┌──

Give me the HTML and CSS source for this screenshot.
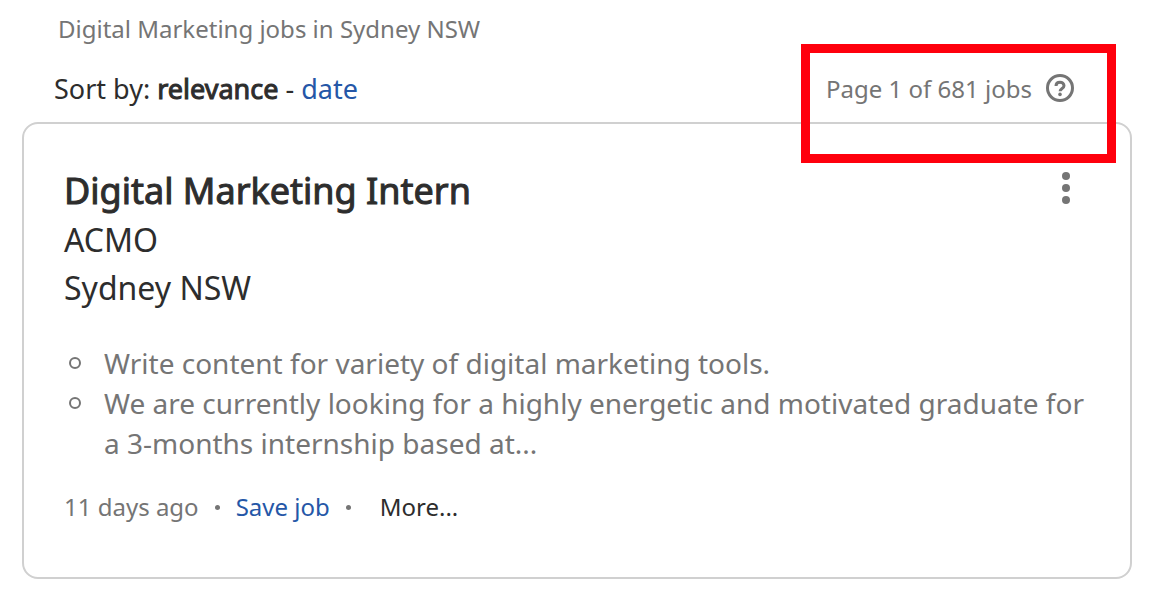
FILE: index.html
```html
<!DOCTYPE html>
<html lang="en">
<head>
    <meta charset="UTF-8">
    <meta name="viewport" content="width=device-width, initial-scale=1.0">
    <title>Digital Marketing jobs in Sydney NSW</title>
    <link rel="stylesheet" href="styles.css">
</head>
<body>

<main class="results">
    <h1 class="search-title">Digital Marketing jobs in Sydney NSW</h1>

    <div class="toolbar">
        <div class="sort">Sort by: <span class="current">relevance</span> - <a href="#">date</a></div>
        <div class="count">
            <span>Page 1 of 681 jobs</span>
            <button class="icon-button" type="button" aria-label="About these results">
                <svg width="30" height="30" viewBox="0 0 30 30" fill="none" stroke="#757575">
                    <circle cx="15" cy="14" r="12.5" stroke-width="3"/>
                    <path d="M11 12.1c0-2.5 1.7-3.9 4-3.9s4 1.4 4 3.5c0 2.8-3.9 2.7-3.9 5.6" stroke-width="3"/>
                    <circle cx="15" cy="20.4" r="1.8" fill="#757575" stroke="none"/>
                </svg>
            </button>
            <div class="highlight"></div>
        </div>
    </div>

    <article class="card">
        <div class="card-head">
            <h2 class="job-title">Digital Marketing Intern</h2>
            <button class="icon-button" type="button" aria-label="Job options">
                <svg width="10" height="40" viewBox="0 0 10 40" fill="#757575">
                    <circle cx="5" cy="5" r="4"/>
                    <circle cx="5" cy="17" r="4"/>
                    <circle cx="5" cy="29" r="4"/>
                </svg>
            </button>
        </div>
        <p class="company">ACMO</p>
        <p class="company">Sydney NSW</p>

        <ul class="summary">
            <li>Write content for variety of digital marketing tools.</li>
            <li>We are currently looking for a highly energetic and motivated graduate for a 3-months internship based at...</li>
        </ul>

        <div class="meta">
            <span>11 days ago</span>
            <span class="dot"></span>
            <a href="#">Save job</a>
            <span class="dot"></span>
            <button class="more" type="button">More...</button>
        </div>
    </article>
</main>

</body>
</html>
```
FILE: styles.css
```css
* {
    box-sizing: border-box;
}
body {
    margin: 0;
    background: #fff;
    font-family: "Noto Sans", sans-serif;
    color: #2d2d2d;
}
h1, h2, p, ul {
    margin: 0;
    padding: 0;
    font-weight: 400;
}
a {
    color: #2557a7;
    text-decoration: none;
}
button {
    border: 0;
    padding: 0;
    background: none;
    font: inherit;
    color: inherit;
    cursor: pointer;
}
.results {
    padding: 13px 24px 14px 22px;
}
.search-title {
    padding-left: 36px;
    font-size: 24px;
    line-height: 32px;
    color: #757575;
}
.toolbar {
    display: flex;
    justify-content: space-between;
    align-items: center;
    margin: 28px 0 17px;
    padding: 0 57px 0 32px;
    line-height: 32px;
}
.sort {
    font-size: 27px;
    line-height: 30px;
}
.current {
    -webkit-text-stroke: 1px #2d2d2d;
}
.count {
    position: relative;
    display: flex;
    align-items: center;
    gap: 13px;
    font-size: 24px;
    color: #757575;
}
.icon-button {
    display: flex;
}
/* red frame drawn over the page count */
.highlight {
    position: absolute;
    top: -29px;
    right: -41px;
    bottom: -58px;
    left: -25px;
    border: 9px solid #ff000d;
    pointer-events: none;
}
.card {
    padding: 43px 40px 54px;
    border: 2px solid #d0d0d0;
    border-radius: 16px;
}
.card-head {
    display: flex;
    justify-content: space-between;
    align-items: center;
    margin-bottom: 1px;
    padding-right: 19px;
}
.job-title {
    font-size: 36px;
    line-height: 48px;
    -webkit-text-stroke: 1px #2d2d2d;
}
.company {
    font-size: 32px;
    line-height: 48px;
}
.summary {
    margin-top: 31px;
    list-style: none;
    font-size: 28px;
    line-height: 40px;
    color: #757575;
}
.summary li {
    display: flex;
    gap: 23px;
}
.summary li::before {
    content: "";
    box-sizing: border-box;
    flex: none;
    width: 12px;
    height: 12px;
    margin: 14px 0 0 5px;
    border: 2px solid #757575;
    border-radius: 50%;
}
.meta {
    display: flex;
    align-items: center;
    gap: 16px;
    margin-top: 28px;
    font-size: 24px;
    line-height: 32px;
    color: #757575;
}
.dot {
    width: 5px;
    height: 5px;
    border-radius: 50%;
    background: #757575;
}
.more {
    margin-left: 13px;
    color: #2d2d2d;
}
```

└──

What is required - Transcribe the material as is, with images omitted.

Written solution -
Give me the HTML and CSS source for this screenshot.
FILE: index.html
```html
<!DOCTYPE html>
<html lang="en">
<head>
    <meta charset="UTF-8">
    <meta name="viewport" content="width=device-width, initial-scale=1.0">
    <title>Digital Marketing jobs in Sydney NSW</title>
    <link rel="stylesheet" href="styles.css">
</head>
<body>

<main class="results">
    <h1 class="search-title">Digital Marketing jobs in Sydney NSW</h1>

    <div class="toolbar">
        <div class="sort">Sort by: <span class="current">relevance</span> - <a href="#">date</a></div>
        <div class="count">
            <span>Page 1 of 681 jobs</span>
            <button class="icon-button" type="button" aria-label="About these results">
                <svg width="30" height="30" viewBox="0 0 30 30" fill="none" stroke="#757575">
                    <circle cx="15" cy="14" r="12.5" stroke-width="3"/>
                    <path d="M11 12.1c0-2.5 1.7-3.9 4-3.9s4 1.4 4 3.5c0 2.8-3.9 2.7-3.9 5.6" stroke-width="3"/>
                    <circle cx="15" cy="20.4" r="1.8" fill="#757575" stroke="none"/>
                </svg>
            </button>
            <div class="highlight"></div>
        </div>
    </div>

    <article class="card">
        <div class="card-head">
            <h2 class="job-title">Digital Marketing Intern</h2>
            <button class="icon-button" type="button" aria-label="Job options">
                <svg width="10" height="40" viewBox="0 0 10 40" fill="#757575">
                    <circle cx="5" cy="5" r="4"/>
                    <circle cx="5" cy="17" r="4"/>
                    <circle cx="5" cy="29" r="4"/>
                </svg>
            </button>
        </div>
        <p class="company">ACMO</p>
        <p class="company">Sydney NSW</p>

        <ul class="summary">
            <li>Write content for variety of digital marketing tools.</li>
            <li>We are currently looking for a highly energetic and motivated graduate for a 3-months internship based at...</li>
        </ul>

        <div class="meta">
            <span>11 days ago</span>
            <span class="dot"></span>
            <a href="#">Save job</a>
            <span class="dot"></span>
            <button class="more" type="button">More...</button>
        </div>
    </article>
</main>

</body>
</html>
```
FILE: styles.css
```css
* {
    box-sizing: border-box;
}
body {
    margin: 0;
    background: #fff;
    font-family: "Noto Sans", sans-serif;
    color: #2d2d2d;
}
h1, h2, p, ul {
    margin: 0;
    padding: 0;
    font-weight: 400;
}
a {
    color: #2557a7;
    text-decoration: none;
}
button {
    border: 0;
    padding: 0;
    background: none;
    font: inherit;
    color: inherit;
    cursor: pointer;
}
.results {
    padding: 13px 24px 14px 22px;
}
.search-title {
    padding-left: 36px;
    font-size: 24px;
    line-height: 32px;
    color: #757575;
}
.toolbar {
    display: flex;
    justify-content: space-between;
    align-items: center;
    margin: 28px 0 17px;
    padding: 0 57px 0 32px;
    line-height: 32px;
}
.sort {
    font-size: 27px;
    line-height: 30px;
}
.current {
    -webkit-text-stroke: 1px #2d2d2d;
}
.count {
    position: relative;
    display: flex;
    align-items: center;
    gap: 13px;
    font-size: 24px;
    color: #757575;
}
.icon-button {
    display: flex;
}
/* red frame drawn over the page count */
.highlight {
    position: absolute;
    top: -29px;
    right: -41px;
    bottom: -58px;
    left: -25px;
    border: 9px solid #ff000d;
    pointer-events: none;
}
.card {
    padding: 43px 40px 54px;
    border: 2px solid #d0d0d0;
    border-radius: 16px;
}
.card-head {
    display: flex;
    justify-content: space-between;
    align-items: center;
    margin-bottom: 1px;
    padding-right: 19px;
}
.job-title {
    font-size: 36px;
    line-height: 48px;
    -webkit-text-stroke: 1px #2d2d2d;
}
.company {
    font-size: 32px;
    line-height: 48px;
}
.summary {
    margin-top: 31px;
    list-style: none;
    font-size: 28px;
    line-height: 40px;
    color: #757575;
}
.summary li {
    display: flex;
    gap: 23px;
}
.summary li::before {
    content: "";
    box-sizing: border-box;
    flex: none;
    width: 12px;
    height: 12px;
    margin: 14px 0 0 5px;
    border: 2px solid #757575;
    border-radius: 50%;
}
.meta {
    display: flex;
    align-items: center;
    gap: 16px;
    margin-top: 28px;
    font-size: 24px;
    line-height: 32px;
    color: #757575;
}
.dot {
    width: 5px;
    height: 5px;
    border-radius: 50%;
    background: #757575;
}
.more {
    margin-left: 13px;
    color: #2d2d2d;
}
```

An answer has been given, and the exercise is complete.